Education is the epicenter of every community in the United States. Indeed, few institutions are as pivotal in shaping our lives and values than public schools. Yet the nature of schooling has become highly politicized, placing its true colors on full display--a battleground where clashes over free speech and book bans abound, and where the suppression of knowledge about race, gender, and sexuality have taken center stage. Political forces are waging a war on academic freedom, raising serious questions. What gets taught, how, by whom, and who gets to decide? Yet, how might our perception of this reality shift when we recognize such battles as expressions of a relationship between race, power, and schooling as old as the country itself?
Access and equity in public education have long been discussed and attempts to address the educational debts owed to historically oppressed groups have taken the form of modern innovations and promises of future improvement. Yet the past plays an equally significant role in structuring our present reality--and in the case of our education system, there is a dark, unexamined history that continues to influence how schools forge our world.

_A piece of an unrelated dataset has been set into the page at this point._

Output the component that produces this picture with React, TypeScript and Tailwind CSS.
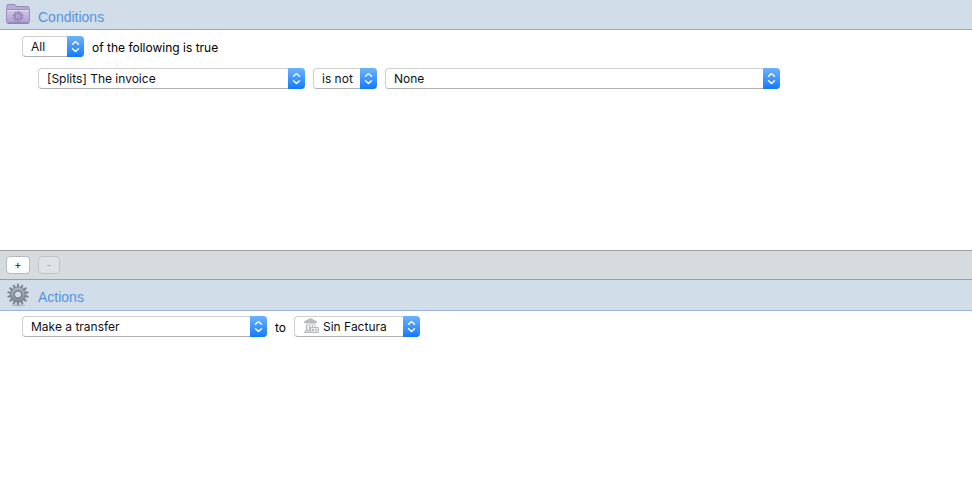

Harvard University professor Jarvis R. Givens, an expert in the fields of American Educational History and African American Studies, draws on his own personal experiences and academic expertise to unveil how the political-economic exploitation of Black and Indigenous people played an essential role in building American education as an inequitable system premised on white possession and white benefit. In doing so, he clarifies that present conflicts are not merely culture wars, but indeed structural in nature. American Grammar is a revised origin story that exposes this legacy of racial domination in schooling, demonstrating how the educational experiences of Black, white, and Native Americans were never all-together separate experiences, but indeed relational, all part of an emergent national educational landscape. Givens reveals how profits from slavery and the seizure of native lands underwrote classrooms for white students; how funds from the US War Department developed native boarding schools; and how classroom lessons socialized students into an American identity grounded in antiblackness and anti-Nativeness, whereby the substance of schooling mirrored the very structure of US education.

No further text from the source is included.